Produce nothing but an exact copy of the lines from the one containing "What React and" through the one containing "font-medium text-white shadow-[0_1px_3px_rgba(0,0,0,0.45)]';", and do not carry over pictures.

== Raw records ==
━━━━━━━━
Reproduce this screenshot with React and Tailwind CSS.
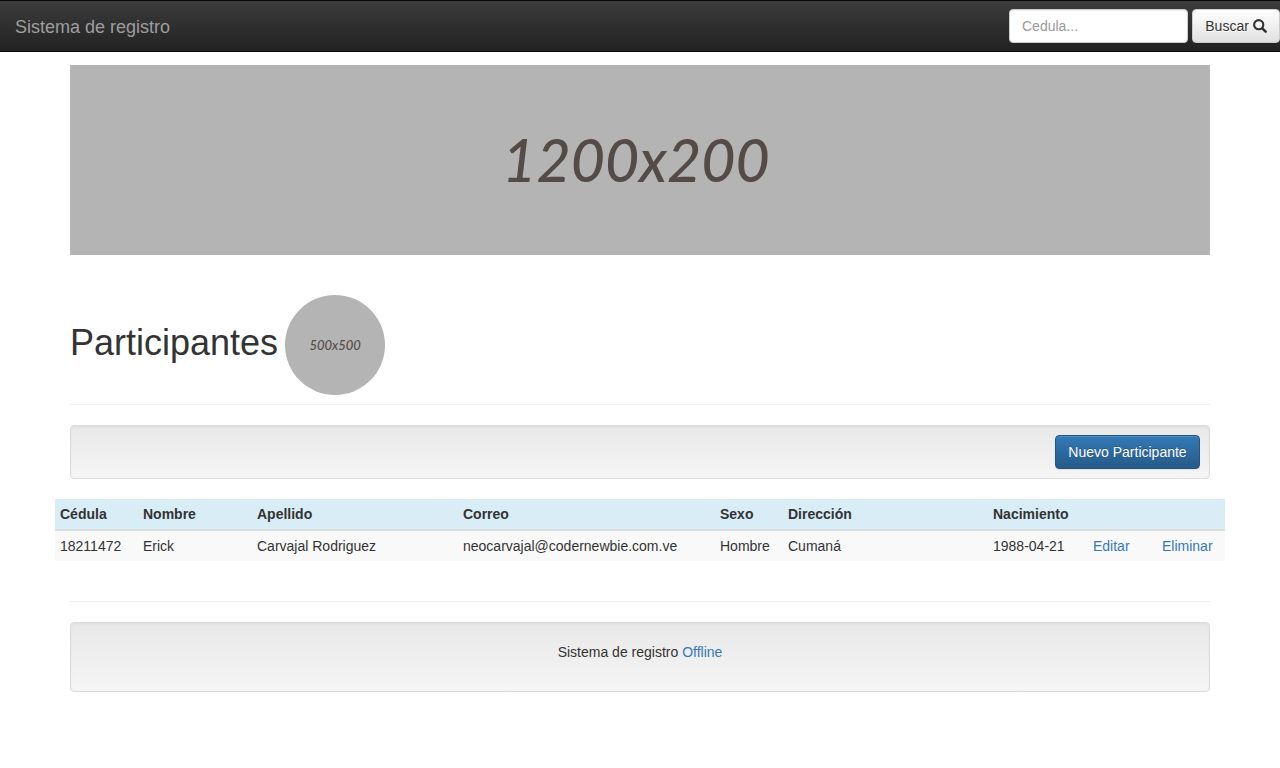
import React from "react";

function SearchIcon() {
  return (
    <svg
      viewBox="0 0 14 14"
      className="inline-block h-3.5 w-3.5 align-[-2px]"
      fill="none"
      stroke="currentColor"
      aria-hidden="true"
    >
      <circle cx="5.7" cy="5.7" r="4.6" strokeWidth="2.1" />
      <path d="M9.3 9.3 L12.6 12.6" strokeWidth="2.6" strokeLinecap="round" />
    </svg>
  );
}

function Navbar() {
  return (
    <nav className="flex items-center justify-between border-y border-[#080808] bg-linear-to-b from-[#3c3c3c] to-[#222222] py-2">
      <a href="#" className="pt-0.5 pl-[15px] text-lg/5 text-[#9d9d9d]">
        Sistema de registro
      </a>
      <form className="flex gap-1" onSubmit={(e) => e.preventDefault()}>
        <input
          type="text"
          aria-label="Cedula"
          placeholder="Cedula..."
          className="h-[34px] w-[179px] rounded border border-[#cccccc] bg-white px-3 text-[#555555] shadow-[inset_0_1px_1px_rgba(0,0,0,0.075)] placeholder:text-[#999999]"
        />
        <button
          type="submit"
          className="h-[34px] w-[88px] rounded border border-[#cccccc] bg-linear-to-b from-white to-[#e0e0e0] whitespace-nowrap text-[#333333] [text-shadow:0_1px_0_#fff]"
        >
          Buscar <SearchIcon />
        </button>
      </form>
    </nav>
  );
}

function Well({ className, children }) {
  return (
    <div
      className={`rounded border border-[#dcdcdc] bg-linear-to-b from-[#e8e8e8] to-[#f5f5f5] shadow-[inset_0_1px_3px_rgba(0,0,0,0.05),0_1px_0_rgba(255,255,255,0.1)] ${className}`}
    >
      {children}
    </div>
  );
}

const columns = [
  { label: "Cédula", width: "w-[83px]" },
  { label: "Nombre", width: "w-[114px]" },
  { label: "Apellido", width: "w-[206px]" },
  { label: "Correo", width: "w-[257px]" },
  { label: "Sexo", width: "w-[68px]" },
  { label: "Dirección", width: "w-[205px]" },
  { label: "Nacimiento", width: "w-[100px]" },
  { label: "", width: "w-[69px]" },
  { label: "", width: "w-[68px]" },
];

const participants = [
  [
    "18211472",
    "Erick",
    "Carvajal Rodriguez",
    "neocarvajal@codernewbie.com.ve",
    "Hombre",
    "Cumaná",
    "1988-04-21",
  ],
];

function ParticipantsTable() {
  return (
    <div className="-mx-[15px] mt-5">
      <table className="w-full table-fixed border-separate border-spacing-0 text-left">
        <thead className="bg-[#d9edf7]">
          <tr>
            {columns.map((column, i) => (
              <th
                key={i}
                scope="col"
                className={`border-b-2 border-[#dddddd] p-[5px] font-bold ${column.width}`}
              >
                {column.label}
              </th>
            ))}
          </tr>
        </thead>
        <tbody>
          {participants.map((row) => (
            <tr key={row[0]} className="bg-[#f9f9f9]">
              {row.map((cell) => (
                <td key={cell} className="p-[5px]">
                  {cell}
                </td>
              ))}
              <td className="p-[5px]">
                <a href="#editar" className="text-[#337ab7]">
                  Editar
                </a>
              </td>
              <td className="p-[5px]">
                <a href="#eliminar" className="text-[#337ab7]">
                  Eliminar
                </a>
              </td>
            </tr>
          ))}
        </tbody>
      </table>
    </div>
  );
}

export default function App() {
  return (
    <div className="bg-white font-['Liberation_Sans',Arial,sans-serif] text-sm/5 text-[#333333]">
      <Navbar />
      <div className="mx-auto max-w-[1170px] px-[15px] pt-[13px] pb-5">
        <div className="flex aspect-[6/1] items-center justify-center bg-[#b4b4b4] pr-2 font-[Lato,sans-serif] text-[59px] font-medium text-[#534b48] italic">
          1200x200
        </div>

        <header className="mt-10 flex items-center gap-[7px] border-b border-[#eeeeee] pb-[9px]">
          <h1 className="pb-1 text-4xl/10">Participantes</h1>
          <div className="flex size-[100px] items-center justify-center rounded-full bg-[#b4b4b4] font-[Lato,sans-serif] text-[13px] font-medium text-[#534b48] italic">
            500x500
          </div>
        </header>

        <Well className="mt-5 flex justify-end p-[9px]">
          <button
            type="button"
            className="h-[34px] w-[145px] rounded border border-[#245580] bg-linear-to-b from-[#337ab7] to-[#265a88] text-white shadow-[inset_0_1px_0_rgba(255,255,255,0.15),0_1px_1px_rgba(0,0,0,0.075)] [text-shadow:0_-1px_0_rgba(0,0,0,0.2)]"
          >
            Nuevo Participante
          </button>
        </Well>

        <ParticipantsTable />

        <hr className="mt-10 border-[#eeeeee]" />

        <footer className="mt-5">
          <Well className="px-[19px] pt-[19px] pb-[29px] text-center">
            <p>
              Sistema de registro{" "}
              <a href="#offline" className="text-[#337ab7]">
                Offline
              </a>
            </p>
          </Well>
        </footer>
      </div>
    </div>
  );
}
━━━━━━━━
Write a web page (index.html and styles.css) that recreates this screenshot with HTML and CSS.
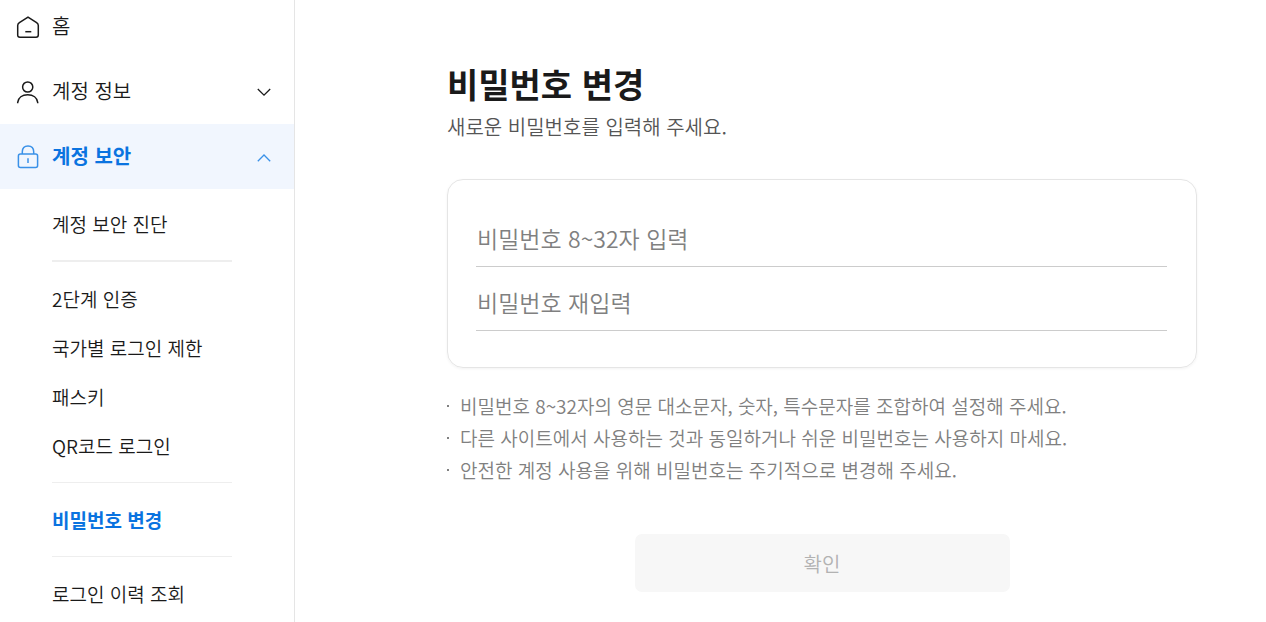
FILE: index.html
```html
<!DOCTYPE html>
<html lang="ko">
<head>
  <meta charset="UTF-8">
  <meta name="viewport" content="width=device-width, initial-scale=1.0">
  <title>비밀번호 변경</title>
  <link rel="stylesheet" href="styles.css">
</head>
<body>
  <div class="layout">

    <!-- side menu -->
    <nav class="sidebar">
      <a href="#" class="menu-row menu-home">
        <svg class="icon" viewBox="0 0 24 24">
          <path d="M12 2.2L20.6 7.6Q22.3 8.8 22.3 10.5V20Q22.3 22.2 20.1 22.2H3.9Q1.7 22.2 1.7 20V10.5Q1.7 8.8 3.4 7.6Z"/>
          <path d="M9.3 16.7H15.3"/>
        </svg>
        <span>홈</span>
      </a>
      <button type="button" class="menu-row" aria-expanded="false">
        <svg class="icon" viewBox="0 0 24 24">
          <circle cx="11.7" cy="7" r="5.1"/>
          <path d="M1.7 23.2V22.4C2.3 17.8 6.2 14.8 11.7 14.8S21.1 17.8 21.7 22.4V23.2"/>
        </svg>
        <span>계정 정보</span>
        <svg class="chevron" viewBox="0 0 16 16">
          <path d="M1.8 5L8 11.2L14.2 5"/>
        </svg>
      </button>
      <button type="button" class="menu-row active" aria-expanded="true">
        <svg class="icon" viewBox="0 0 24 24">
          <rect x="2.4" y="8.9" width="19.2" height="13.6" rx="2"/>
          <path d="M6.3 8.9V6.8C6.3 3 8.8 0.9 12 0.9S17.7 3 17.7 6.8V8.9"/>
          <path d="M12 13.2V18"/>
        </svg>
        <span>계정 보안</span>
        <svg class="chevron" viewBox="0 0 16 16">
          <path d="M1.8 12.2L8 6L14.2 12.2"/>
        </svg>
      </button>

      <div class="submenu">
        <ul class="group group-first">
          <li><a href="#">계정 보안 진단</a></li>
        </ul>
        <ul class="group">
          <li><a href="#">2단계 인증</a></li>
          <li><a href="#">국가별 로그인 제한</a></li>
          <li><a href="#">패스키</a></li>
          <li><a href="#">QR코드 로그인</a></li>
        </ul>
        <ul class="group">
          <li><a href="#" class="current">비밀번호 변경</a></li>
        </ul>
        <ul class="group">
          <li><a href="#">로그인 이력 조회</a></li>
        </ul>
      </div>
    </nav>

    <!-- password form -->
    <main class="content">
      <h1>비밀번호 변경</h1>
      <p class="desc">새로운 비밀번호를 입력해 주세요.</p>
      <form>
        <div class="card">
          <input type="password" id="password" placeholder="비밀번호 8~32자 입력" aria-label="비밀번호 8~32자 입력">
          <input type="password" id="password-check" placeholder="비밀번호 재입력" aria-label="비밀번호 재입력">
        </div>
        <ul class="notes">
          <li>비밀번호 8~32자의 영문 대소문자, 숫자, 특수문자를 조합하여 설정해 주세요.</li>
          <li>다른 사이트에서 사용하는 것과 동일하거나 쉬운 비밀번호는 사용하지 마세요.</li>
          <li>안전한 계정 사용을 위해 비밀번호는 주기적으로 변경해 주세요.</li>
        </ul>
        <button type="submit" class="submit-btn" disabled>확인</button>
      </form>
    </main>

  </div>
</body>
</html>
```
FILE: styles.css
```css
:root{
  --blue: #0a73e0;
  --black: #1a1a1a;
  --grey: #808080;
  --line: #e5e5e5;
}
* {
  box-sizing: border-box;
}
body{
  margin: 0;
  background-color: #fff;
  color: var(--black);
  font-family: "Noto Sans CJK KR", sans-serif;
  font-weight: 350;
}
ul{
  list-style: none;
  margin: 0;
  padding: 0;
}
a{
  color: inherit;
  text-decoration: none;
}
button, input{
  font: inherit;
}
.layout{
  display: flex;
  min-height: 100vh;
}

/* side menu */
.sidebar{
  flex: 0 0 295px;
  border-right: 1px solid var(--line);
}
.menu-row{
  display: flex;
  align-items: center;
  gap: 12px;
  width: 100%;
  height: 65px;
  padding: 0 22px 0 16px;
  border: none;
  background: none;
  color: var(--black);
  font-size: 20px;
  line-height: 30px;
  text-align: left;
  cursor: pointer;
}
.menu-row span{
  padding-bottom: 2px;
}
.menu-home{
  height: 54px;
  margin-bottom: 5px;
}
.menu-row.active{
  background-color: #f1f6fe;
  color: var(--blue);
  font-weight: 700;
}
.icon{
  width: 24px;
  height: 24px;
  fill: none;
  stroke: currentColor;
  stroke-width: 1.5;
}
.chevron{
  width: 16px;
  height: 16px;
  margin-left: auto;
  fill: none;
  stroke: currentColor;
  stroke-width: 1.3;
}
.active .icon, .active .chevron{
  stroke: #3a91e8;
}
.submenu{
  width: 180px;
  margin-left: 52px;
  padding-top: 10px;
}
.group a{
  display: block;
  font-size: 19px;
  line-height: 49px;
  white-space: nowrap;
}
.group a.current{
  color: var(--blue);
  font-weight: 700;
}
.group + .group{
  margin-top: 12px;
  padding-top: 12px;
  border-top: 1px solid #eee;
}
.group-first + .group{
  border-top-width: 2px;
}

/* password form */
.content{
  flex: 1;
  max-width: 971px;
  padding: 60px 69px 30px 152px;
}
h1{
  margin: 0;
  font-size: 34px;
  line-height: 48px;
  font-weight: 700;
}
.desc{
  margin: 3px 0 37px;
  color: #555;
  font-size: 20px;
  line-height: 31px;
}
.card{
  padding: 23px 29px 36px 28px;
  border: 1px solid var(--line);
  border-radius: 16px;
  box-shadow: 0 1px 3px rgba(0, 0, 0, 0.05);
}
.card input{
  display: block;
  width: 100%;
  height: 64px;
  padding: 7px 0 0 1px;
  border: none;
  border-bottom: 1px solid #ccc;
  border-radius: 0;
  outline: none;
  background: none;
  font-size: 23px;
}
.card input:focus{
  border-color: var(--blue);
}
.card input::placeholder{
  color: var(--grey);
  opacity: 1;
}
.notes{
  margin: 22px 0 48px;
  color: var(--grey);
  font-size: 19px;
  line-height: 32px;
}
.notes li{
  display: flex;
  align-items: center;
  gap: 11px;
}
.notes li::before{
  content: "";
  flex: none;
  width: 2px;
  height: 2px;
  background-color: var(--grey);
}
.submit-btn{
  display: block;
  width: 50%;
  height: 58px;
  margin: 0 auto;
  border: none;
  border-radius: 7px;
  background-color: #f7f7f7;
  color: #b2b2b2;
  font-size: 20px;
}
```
━━━━━━━━
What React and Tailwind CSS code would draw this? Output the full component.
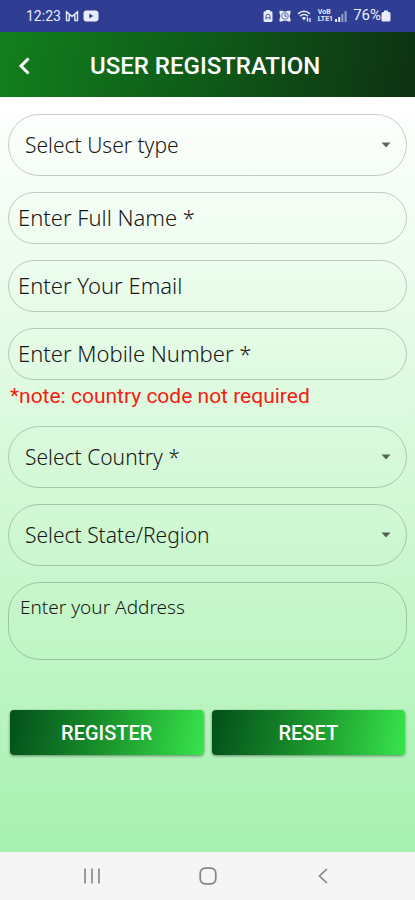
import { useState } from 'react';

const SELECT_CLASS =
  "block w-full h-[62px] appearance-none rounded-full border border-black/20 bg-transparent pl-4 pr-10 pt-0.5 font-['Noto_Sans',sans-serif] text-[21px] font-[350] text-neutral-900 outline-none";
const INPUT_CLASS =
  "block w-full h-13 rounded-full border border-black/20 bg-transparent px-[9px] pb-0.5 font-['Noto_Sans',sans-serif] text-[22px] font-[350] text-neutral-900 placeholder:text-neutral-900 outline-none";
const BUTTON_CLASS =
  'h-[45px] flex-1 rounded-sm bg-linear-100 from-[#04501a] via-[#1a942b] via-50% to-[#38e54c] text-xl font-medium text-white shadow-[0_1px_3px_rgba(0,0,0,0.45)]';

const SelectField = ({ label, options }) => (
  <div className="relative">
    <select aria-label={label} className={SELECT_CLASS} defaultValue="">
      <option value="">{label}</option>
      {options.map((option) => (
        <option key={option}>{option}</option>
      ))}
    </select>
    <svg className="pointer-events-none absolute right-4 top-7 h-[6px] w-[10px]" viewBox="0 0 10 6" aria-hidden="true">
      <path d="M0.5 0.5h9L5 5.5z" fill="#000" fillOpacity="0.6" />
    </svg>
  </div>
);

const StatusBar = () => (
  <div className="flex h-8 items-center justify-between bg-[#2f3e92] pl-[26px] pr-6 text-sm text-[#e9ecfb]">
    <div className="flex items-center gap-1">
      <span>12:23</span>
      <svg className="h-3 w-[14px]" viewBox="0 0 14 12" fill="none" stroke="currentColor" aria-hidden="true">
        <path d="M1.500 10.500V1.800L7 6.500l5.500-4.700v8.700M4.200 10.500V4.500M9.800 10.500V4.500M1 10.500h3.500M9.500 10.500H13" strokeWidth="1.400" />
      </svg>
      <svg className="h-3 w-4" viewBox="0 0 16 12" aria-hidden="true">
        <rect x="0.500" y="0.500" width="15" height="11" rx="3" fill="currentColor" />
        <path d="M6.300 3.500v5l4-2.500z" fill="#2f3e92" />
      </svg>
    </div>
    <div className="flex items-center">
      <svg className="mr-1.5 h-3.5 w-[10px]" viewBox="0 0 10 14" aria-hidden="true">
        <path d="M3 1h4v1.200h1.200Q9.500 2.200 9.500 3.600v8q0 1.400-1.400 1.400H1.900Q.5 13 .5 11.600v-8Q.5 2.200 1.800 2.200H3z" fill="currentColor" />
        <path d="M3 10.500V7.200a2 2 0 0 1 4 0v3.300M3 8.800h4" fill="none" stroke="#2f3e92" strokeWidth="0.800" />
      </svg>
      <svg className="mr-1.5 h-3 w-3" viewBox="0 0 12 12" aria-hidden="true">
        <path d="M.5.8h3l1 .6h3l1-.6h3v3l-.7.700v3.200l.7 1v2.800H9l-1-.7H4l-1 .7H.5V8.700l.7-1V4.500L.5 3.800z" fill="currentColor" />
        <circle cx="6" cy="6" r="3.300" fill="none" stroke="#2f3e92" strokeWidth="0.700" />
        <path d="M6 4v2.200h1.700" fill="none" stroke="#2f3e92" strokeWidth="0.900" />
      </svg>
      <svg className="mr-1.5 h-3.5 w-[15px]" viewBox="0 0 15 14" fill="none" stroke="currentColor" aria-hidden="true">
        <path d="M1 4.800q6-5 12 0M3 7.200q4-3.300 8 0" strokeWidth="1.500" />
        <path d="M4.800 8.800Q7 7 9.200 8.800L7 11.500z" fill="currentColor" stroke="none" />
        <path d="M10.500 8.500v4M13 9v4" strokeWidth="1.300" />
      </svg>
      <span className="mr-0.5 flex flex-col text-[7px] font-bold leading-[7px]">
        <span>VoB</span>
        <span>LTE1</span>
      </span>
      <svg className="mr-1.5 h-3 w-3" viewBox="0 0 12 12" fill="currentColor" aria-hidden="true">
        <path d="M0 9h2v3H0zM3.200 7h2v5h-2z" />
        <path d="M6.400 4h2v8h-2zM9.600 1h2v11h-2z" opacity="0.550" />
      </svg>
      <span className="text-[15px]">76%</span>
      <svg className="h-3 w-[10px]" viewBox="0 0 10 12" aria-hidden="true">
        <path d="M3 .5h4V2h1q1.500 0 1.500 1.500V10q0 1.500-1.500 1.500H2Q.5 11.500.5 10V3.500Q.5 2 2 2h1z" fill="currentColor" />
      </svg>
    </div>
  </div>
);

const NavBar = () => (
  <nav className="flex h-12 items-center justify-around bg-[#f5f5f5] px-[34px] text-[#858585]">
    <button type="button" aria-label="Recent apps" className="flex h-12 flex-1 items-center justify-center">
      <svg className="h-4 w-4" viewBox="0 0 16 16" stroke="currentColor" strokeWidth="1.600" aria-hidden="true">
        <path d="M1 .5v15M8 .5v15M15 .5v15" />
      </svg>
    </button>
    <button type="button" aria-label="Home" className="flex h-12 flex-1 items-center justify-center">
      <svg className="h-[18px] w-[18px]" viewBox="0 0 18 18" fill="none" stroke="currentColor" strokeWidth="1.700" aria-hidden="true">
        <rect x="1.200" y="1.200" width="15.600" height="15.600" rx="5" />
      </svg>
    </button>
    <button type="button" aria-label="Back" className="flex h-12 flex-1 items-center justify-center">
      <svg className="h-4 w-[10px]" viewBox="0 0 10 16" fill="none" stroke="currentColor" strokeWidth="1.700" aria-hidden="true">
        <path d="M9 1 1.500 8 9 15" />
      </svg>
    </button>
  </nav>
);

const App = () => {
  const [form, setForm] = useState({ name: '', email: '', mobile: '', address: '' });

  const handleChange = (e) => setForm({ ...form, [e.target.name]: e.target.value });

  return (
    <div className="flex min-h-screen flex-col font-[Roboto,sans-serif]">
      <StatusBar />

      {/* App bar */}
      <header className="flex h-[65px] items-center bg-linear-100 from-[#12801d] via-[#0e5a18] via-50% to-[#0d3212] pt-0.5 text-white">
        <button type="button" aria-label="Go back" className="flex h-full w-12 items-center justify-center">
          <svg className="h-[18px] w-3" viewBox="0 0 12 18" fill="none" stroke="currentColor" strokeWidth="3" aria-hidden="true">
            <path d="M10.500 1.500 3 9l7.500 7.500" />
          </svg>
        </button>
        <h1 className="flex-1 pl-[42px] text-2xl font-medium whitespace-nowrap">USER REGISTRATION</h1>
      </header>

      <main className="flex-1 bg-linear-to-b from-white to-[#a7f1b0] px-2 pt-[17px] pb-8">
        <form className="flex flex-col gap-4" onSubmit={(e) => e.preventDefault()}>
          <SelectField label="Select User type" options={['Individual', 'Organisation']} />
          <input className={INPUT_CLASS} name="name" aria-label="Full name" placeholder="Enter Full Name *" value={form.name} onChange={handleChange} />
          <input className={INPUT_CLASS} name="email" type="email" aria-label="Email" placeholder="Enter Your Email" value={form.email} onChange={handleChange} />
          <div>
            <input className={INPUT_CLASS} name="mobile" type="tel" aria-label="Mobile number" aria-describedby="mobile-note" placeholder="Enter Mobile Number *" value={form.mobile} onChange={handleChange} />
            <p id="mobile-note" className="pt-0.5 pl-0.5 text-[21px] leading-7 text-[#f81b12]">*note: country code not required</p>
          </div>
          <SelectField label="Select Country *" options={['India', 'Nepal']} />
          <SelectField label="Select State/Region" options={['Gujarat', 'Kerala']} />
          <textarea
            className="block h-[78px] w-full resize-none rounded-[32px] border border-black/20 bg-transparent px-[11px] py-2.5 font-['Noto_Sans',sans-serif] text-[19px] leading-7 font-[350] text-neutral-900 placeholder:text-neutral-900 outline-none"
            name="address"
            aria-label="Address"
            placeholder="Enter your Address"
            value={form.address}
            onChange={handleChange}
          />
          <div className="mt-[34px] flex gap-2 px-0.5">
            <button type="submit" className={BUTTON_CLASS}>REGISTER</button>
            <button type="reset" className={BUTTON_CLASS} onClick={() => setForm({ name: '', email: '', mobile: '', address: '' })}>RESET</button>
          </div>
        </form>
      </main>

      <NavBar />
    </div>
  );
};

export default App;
━━━━━━━━
== Response to the task ==
What React and Tailwind CSS code would draw this? Output the full component.
import { useState } from 'react';

const SELECT_CLASS =
  "block w-full h-[62px] appearance-none rounded-full border border-black/20 bg-transparent pl-4 pr-10 pt-0.5 font-['Noto_Sans',sans-serif] text-[21px] font-[350] text-neutral-900 outline-none";
const INPUT_CLASS =
  "block w-full h-13 rounded-full border border-black/20 bg-transparent px-[9px] pb-0.5 font-['Noto_Sans',sans-serif] text-[22px] font-[350] text-neutral-900 placeholder:text-neutral-900 outline-none";
const BUTTON_CLASS =
  'h-[45px] flex-1 rounded-sm bg-linear-100 from-[#04501a] via-[#1a942b] via-50% to-[#38e54c] text-xl font-medium text-white shadow-[0_1px_3px_rgba(0,0,0,0.45)]';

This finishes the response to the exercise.